Actor1: {"total": 50} [["req2", 10], ["req3", 100], ["req5", 20], ["req6", 20], ["req7", 30]]
Actor2: {"total": 0} [["req4", 100]]

Total: 330

Pros:

  • Retry an action with any actor in the system, for the last X actions
  • Optimize for reads: Since a very small amount of data is stored in the counter, reads should be very fast

Cons:

  • Counter drift is a possibility in the case where request_id 1 fails, X + 1 actions occur, and request_id 1 is retried

Approach 3: Ensure idempotent counter actions by a single actor, for the current request_id

In this approach, a globally unique request_id id is no longer required, because we are assuming that only a single actor can ever be responsible for a single request_id

Actor 1 writes request1: 50, the request shows an error, but the write actually occurred in Riak

Actor1: {"total": 0} {"request1": 50}

Actor 1 retries request1: 50, the request succeeds, but since request1 is already there, it is ignored and returns a success to the client

Actor1: {"total": 0} {"request1": 50}

Actor 1 writes request2: 100, the request succeeds

Actor1: {"total": 50} {"request2": 100}

Actor 2 writes request3: 10. Since request ids are only unique to the actor, no cross-actor uniqueness check can be made.
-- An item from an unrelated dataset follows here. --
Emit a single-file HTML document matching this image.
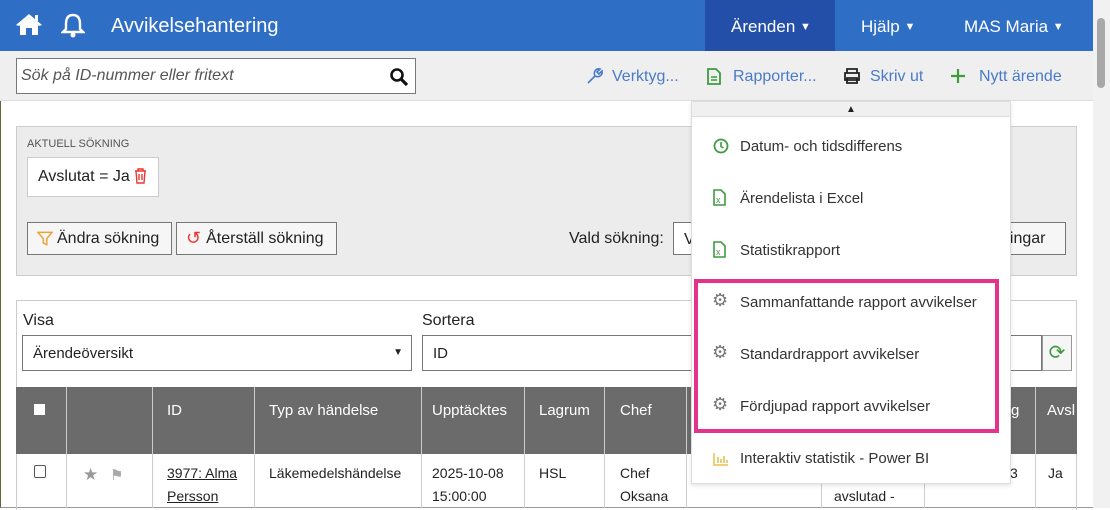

Actor1: {"total": 50} {"request2": 100}
Actor2: {"total": 0} {"request3": 10}

Actor 2 Writes request4: 100

Actor1: {"total": 50} {"request2": 100}
Actor2: {"total": 10} {"request4": 100}

Actor 1 reads and merges value

Actor1: {"total": 50} {"request2": 100}
Actor2: {"total": 10} {"request4": 100}

Total: 260

Pros:

  • No reliance on an external globally unique request_id id
  • Optimize for reads: Since a very small amount of data is stored in the counter, reads should be very fast

Cons:

  • Counter drift is a possibility if any action is retried by someone other than the current actor during it's current request_id

Conclusion

In order to attempt to best meet the requirements of most counters that cannot be satisfied with Riak Counters, this gem implements approach 2b as it should handle the most likely retry scenarios for most applications.